### Task goal
Below are some entries. Copy each line that holds the string "this".

### Records for the task

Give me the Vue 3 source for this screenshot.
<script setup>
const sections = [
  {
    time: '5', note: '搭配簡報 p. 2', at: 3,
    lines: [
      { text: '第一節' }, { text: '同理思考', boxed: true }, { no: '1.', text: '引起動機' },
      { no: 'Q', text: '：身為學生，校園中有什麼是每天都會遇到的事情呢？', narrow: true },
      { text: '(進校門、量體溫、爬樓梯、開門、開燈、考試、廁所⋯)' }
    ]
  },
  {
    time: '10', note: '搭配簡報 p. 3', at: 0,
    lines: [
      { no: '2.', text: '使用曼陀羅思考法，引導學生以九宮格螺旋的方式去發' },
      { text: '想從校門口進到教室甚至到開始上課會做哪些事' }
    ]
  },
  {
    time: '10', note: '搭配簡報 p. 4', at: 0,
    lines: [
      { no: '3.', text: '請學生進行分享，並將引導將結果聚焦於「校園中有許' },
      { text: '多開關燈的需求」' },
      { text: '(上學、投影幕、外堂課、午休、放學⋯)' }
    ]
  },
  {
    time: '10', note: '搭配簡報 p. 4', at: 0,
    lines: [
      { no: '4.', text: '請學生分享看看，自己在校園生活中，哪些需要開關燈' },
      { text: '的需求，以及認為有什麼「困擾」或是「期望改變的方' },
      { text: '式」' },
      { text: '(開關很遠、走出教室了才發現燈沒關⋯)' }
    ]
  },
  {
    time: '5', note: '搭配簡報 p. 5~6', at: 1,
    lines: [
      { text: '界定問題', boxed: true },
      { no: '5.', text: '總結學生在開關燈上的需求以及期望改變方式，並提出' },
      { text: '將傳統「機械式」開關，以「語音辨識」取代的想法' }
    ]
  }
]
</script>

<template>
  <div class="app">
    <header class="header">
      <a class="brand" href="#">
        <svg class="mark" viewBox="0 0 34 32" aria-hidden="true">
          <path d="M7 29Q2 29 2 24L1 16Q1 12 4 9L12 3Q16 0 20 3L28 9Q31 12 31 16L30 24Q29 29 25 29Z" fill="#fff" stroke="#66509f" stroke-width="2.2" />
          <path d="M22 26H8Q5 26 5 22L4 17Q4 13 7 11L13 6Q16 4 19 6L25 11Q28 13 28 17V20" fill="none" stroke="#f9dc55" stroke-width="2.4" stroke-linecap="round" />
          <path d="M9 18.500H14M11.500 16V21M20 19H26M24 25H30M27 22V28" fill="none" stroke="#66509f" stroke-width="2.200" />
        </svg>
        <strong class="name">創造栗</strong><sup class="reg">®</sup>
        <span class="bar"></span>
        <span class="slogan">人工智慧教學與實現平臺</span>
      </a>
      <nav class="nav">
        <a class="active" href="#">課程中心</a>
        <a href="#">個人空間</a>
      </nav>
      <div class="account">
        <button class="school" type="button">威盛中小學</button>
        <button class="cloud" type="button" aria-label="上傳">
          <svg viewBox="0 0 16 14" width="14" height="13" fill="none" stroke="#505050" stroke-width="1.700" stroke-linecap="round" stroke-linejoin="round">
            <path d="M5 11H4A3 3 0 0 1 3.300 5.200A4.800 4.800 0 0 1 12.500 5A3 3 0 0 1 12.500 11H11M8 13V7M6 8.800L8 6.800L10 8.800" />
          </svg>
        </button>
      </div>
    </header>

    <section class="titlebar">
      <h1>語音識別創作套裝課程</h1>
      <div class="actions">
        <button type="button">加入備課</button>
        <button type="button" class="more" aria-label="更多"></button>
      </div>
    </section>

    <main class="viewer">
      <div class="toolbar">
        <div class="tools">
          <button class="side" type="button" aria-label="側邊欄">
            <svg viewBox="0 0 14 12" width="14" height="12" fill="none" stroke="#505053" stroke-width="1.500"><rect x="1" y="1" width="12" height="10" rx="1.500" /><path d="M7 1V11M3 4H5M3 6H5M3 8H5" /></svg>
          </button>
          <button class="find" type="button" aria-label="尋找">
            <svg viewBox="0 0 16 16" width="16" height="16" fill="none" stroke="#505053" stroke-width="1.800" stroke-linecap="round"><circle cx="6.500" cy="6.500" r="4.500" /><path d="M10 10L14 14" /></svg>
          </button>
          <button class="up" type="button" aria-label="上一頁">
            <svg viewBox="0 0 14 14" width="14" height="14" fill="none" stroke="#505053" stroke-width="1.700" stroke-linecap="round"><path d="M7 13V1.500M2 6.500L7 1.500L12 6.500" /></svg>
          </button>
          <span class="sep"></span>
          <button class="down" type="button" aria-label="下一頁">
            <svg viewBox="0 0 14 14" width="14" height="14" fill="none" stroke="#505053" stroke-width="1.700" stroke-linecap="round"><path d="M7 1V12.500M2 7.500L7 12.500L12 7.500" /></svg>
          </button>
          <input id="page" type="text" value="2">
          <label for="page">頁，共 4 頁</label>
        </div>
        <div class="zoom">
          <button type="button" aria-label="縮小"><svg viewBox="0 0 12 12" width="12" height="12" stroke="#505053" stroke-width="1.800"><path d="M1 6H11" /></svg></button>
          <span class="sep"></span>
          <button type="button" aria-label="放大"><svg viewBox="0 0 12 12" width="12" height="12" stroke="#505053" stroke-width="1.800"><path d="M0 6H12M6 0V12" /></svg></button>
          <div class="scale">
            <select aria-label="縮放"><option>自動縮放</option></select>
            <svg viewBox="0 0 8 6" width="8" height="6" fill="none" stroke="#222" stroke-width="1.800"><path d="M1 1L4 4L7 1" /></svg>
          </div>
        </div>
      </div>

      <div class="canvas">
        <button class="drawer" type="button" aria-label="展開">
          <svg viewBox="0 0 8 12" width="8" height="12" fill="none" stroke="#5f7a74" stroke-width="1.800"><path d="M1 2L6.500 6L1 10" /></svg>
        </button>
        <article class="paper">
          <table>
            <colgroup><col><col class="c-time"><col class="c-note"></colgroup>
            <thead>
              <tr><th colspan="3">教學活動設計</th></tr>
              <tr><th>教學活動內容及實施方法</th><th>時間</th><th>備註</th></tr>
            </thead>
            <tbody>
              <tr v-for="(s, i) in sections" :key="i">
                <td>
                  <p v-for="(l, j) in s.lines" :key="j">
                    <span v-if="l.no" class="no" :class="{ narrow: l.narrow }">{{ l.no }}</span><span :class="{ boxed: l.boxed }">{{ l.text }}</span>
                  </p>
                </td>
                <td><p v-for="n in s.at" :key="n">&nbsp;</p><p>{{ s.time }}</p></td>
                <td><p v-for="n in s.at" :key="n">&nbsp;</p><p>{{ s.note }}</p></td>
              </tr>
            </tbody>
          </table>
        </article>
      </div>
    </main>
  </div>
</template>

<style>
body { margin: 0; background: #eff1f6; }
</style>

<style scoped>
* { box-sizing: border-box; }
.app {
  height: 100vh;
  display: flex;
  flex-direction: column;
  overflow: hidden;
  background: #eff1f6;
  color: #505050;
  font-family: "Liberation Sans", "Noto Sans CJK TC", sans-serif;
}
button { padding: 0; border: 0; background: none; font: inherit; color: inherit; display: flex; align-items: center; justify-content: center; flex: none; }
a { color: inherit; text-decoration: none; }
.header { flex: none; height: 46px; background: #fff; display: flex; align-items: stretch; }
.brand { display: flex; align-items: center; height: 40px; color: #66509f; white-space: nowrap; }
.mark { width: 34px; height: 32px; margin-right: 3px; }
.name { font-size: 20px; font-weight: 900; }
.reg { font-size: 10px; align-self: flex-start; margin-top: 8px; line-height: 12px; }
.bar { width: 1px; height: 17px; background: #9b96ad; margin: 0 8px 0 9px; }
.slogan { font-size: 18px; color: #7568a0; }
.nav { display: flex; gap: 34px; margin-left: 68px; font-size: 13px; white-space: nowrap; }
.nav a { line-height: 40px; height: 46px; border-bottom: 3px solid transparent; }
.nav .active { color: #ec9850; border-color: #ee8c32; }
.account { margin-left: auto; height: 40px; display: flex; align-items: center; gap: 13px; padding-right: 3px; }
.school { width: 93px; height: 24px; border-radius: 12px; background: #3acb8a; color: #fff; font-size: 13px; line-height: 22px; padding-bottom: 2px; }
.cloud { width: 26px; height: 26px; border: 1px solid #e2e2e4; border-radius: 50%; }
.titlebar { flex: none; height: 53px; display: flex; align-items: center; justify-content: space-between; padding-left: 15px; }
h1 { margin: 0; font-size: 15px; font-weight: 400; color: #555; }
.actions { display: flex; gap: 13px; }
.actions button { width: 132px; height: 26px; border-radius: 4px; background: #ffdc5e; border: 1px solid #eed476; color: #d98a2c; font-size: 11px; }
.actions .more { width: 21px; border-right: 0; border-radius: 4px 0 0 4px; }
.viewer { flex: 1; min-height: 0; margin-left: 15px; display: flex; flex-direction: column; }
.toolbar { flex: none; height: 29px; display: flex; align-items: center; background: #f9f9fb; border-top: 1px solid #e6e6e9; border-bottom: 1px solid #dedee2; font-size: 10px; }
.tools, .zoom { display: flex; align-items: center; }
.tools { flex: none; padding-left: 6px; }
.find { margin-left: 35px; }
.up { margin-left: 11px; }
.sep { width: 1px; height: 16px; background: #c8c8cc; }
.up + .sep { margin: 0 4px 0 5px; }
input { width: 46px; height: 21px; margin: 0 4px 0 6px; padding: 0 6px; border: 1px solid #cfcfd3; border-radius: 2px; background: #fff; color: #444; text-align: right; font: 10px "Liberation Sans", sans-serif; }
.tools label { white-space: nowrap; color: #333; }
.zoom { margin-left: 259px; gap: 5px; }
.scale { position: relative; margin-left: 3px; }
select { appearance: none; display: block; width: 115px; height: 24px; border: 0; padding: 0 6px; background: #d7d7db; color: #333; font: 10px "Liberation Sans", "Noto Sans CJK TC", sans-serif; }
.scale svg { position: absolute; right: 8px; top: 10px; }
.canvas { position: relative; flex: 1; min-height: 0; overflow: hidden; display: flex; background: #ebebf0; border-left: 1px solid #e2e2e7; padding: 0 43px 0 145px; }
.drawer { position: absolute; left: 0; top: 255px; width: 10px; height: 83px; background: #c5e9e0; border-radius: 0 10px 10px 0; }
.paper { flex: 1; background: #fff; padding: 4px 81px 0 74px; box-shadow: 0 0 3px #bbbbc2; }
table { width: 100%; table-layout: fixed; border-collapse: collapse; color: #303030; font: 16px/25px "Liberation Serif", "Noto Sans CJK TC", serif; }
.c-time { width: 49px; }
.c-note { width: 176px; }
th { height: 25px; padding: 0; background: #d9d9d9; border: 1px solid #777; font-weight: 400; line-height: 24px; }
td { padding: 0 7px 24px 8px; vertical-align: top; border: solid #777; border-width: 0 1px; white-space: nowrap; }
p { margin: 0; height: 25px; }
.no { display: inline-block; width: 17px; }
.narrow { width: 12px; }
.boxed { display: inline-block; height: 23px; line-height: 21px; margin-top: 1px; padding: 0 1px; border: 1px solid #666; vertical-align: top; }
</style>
==
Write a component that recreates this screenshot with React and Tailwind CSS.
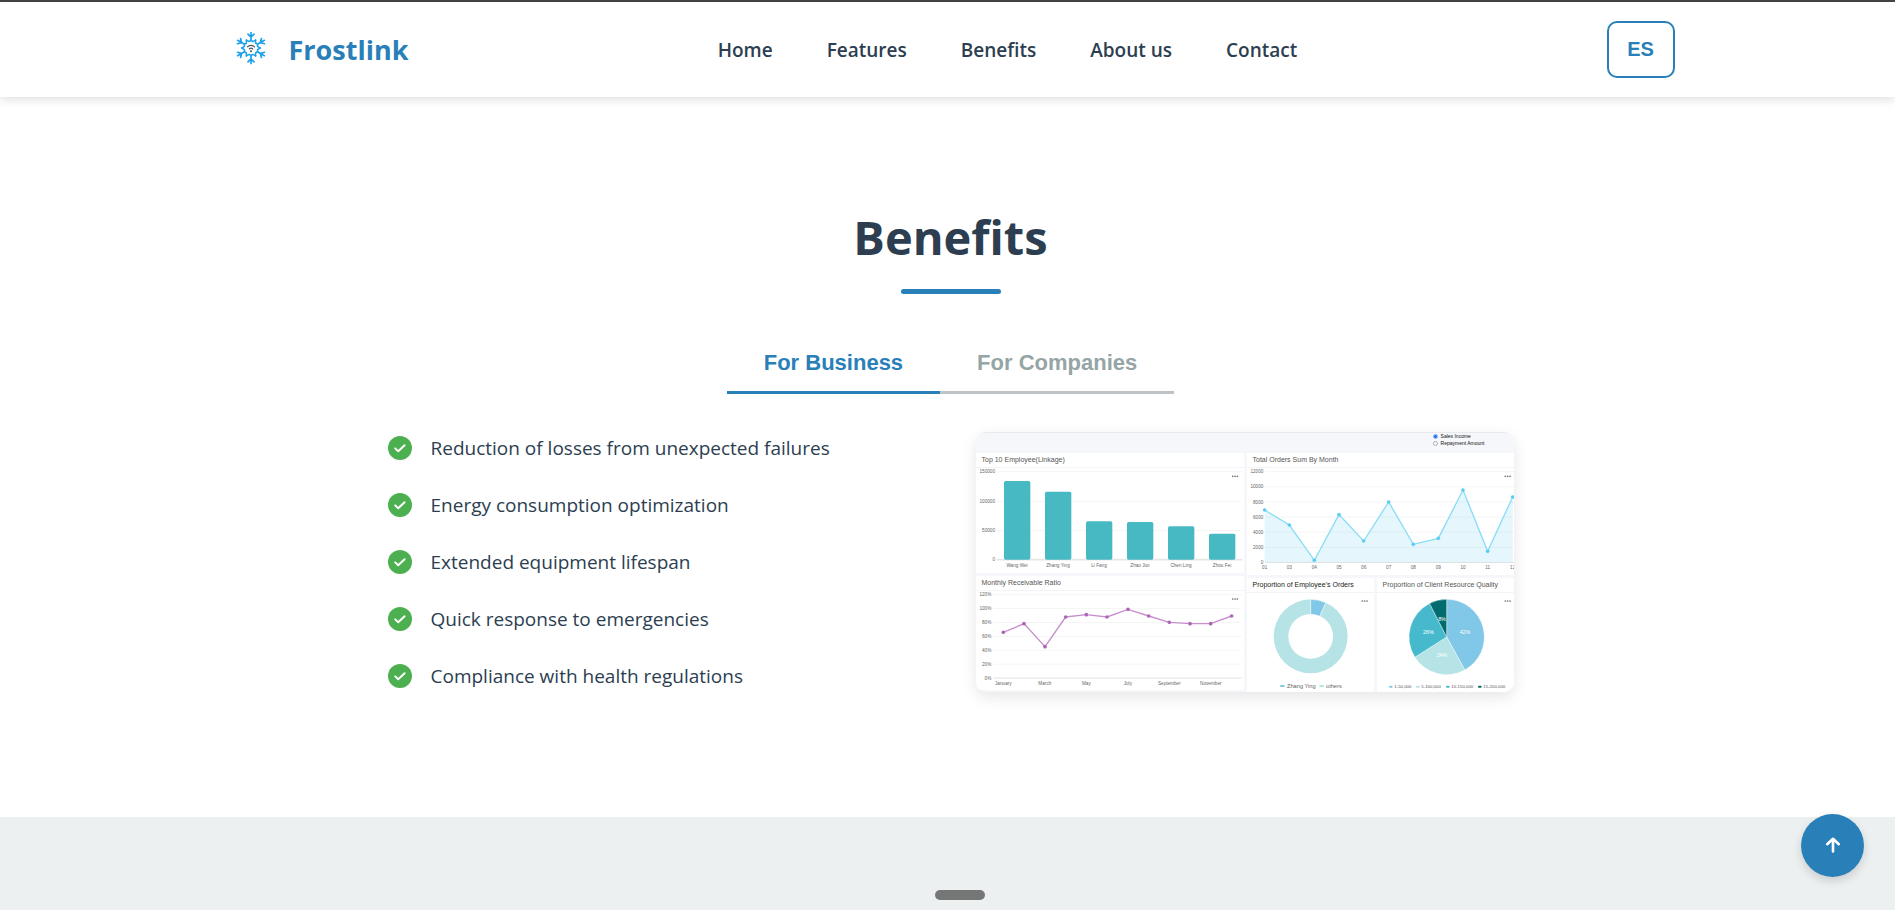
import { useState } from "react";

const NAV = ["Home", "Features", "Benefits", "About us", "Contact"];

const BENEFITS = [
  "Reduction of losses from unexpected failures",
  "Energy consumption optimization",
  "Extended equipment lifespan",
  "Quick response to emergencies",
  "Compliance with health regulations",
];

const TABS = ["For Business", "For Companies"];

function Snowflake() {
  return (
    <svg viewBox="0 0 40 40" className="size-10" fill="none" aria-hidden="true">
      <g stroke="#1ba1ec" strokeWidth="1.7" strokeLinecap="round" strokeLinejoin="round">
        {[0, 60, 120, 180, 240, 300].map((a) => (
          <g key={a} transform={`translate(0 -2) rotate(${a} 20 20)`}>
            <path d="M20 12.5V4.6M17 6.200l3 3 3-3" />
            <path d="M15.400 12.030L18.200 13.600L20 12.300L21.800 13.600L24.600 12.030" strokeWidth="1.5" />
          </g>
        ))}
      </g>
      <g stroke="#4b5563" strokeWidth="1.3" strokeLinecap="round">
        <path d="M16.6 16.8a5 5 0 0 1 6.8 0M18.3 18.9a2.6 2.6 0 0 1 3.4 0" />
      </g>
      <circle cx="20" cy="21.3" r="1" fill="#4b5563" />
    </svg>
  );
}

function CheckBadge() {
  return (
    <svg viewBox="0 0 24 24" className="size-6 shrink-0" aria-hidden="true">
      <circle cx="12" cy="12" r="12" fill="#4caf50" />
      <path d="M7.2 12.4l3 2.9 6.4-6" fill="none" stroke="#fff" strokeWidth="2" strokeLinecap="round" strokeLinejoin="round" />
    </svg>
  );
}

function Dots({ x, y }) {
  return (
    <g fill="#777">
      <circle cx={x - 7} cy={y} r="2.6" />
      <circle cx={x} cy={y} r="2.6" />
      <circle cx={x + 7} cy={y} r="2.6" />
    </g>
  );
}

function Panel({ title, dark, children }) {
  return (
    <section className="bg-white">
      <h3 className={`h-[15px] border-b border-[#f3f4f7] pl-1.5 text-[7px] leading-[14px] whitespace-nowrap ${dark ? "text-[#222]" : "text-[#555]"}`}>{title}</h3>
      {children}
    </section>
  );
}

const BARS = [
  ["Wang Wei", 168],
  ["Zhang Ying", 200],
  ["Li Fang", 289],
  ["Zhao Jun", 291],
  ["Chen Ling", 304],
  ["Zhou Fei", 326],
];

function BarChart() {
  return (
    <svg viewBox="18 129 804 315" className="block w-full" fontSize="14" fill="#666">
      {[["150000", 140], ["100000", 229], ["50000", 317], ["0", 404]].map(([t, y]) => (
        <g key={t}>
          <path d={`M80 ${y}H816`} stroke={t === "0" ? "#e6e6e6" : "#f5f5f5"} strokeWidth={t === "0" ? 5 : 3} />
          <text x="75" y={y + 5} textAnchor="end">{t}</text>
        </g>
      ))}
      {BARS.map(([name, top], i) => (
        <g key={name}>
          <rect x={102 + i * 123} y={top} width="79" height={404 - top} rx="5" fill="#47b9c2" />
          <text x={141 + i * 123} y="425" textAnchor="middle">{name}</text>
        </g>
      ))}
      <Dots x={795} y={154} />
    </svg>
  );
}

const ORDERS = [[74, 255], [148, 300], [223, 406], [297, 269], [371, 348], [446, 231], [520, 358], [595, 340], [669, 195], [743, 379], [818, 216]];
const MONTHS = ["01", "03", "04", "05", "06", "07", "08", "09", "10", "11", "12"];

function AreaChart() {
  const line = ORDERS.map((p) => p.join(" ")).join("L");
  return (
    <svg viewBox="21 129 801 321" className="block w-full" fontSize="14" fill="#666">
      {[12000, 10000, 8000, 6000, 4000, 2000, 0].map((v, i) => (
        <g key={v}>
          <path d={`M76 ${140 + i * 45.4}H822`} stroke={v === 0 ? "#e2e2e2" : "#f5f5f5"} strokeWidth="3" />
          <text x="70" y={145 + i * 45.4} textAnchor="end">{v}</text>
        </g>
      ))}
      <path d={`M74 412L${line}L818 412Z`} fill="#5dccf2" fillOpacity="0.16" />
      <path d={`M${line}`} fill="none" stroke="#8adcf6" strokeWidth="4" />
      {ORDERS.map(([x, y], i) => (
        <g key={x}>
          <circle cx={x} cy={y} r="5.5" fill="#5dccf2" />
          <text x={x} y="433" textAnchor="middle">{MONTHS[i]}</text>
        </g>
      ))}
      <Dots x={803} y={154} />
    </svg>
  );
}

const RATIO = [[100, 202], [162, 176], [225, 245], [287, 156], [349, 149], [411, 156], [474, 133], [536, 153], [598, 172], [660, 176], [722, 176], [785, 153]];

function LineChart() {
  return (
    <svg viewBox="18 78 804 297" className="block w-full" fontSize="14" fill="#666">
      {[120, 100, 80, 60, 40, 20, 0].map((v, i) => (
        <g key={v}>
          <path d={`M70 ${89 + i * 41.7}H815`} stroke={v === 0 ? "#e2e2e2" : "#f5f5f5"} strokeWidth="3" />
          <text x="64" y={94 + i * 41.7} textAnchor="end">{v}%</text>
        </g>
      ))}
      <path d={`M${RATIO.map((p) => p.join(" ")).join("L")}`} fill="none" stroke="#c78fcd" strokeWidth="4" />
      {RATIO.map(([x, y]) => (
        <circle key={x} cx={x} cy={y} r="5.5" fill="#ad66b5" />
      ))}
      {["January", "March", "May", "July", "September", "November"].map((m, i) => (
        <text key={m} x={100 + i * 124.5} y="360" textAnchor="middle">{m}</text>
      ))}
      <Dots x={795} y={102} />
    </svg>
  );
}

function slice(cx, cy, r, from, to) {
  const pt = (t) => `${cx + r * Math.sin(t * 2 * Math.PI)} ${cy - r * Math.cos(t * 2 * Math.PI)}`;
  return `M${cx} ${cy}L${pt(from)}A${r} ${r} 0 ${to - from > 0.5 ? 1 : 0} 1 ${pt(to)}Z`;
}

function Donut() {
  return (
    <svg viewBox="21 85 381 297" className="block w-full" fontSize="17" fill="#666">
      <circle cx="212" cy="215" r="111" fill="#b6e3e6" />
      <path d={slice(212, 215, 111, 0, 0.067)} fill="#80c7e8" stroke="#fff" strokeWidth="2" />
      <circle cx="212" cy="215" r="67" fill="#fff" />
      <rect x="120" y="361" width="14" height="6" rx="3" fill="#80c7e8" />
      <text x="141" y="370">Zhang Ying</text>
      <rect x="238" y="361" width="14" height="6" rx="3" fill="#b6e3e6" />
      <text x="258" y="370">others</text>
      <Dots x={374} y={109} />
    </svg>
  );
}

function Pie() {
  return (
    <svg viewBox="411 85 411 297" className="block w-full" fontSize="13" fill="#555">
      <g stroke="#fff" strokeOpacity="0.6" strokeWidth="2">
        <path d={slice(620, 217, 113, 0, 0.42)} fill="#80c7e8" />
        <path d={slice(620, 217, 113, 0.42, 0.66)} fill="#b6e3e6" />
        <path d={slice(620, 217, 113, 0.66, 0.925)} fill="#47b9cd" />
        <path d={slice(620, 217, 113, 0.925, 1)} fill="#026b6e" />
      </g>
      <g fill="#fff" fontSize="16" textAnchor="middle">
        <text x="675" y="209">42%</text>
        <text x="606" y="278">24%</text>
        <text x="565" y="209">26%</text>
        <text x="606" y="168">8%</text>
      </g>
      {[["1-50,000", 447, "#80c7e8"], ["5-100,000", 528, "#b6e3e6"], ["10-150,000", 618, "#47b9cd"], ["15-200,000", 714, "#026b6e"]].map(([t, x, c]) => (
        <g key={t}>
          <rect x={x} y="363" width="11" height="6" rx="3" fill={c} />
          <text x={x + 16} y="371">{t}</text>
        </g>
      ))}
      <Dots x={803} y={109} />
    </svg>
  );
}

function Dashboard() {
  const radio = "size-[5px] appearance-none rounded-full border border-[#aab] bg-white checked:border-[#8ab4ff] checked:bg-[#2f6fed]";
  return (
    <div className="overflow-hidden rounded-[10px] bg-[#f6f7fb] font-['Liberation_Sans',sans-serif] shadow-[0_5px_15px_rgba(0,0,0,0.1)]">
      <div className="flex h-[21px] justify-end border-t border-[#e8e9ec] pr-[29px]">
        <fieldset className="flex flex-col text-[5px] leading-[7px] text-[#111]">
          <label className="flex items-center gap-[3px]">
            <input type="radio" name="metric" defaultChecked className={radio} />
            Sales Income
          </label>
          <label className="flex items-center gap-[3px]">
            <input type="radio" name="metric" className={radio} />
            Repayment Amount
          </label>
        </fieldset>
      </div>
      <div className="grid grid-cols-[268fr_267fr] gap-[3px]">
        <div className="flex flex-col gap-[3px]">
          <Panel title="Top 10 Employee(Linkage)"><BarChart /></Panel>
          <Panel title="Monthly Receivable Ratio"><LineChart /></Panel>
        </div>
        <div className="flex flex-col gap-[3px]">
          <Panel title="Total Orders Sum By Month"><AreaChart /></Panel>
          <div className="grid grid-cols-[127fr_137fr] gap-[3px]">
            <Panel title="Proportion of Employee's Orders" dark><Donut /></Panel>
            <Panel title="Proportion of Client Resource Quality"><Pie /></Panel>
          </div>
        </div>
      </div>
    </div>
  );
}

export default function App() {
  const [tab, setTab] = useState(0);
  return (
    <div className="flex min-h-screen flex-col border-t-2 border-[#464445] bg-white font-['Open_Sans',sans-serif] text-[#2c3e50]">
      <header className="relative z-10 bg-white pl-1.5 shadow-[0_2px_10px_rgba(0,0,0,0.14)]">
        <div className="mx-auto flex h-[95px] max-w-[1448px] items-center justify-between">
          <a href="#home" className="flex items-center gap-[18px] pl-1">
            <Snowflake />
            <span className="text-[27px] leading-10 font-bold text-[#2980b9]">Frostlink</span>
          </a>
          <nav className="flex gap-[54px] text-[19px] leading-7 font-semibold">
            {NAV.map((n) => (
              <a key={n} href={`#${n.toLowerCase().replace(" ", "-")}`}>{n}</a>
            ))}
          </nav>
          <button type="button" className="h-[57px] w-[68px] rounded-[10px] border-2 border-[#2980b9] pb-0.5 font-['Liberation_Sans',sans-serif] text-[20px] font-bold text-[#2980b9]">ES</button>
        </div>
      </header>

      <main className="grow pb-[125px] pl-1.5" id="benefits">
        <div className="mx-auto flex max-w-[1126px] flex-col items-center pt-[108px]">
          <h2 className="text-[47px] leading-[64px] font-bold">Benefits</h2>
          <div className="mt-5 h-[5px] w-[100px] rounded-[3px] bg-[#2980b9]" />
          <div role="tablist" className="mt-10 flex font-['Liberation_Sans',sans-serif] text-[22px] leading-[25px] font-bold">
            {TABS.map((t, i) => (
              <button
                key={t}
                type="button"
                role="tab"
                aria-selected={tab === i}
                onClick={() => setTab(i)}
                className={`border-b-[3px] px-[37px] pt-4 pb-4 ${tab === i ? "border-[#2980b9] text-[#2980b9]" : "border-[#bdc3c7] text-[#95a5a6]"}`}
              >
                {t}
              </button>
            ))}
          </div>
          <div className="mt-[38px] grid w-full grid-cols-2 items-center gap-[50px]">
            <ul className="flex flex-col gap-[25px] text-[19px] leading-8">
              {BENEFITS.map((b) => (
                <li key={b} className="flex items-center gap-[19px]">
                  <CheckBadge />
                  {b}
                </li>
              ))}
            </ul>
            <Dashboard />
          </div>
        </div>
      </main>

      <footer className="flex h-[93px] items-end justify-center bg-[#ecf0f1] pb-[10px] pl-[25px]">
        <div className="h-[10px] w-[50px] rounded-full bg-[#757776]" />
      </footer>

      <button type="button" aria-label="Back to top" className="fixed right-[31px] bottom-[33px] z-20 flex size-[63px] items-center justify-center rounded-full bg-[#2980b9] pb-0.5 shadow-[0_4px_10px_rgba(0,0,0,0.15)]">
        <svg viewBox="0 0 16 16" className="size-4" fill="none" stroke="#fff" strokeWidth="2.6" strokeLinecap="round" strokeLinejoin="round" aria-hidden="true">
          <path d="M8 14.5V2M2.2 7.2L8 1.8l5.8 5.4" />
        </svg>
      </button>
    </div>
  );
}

### Response
Give me the Vue 3 source for this screenshot.
Write a component that recreates this screenshot with React and Tailwind CSS.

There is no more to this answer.